Joyce adds complexity to the Homeric parallel by comparing Stephen to Scylla, an "enemy" of Odysseus-Ulysses (Bloom). In a sense, Stephen, with his carping logic, is an opponent of the more mundane and practical Bloom, and, in the later stages of Ulysses, Joyce portrays the impossibility of the two men's reaching any satisfying or permanent relationship. Also, by placing Stephen in a generally Homeric context, Joyce suggests that Stephen must go through his own odyssey in the novel — that is, he must attempt to reconcile the flesh with the spirit, the mind with the body, and his "deep" and grandiose thoughts with workaday concerns. Finally, it may well be plausible to see the six-headed hydra, Scylla, in the six principals with whom Stephen debates: Lyster, Best, Russell, Eglinton, Mulligan, and Stephen himself in his role as a self-doubting skeptic who does not believe his own theory of Shakespeare or any other "theories," including religious teachings, that he has come across thus far in his life.

The episode opens with Stephen disputing aesthetics, the new Irish writers, and other matters with the Quaker librarian Thomas William Lyster, Director of the National Library; with John Eglinton, an influential Anglo-Irish essayist and editor of the short-lived journal Dana; and with Russell. They are soon joined by Richard I. Best, Assistant Director of the National Library. Russell's leavetaking ends the initial section of "Scylla and Charybdis."

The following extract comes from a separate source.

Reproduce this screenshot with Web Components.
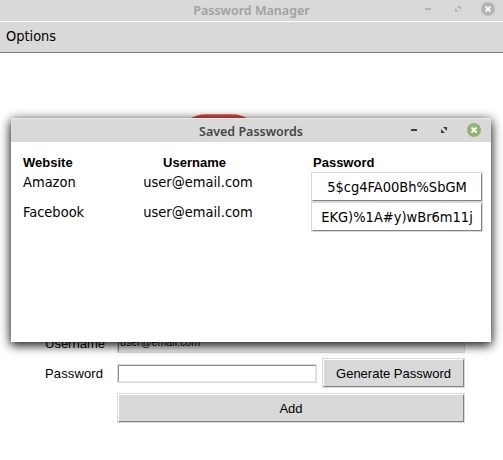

Stephen begins to deliver his Shakespeare thesis, but other thoughts intrude upon his consciousness. He notices, for example, that John Eglinton trumps Stephen's theories with an "elder's gall"; and, to counter Eglinton, Stephen forces himself to smile in the manner of his former confidant Cranly, who figured prominently in Book Five of A Portrait. He then remembers the telegram that he sent to Mulligan at The Ship pub, canceling their luncheon appointment. A mention of Haines causes Stephen to feel guilty: He has smoked Haines's tobacco and, in general, he has treated the Englishman badly. Stephen also remembers the money that Russell lent him for food (which Stephen spent on a prostitute, Georgina Johnson), and he is reminded of Deasy's injunction in "Nestor" that a man's proudest boast should be that, despite all, he "paid his way"; thus, when Stephen muses upon his indebtedness to Russell, it gives rise to the notorious pun "A.E.I.O.U.," after he has thought of another "father figure," Father Conmee, S.J., who saved Stephen from a whipping when he was a boy at Clongowes Wood College (actually an elementary school) in Book One of A Portrait. In this general context of guilt, Stephen is also reminded of his mother's death, and we learn that despite his somewhat priggish refusal to pray at her bedside, he did indeed weep for her: "I wept alone." As Stephen speaks of Anne Hathaway's seduction of young William Shakespeare, a woman several years Shakespeare's senior, Stephen cannot help but muse about his own future and wonder when some buxom wench, some "greyeyed goddess," will "overtip" him in a cornfield: "And my turn? When?"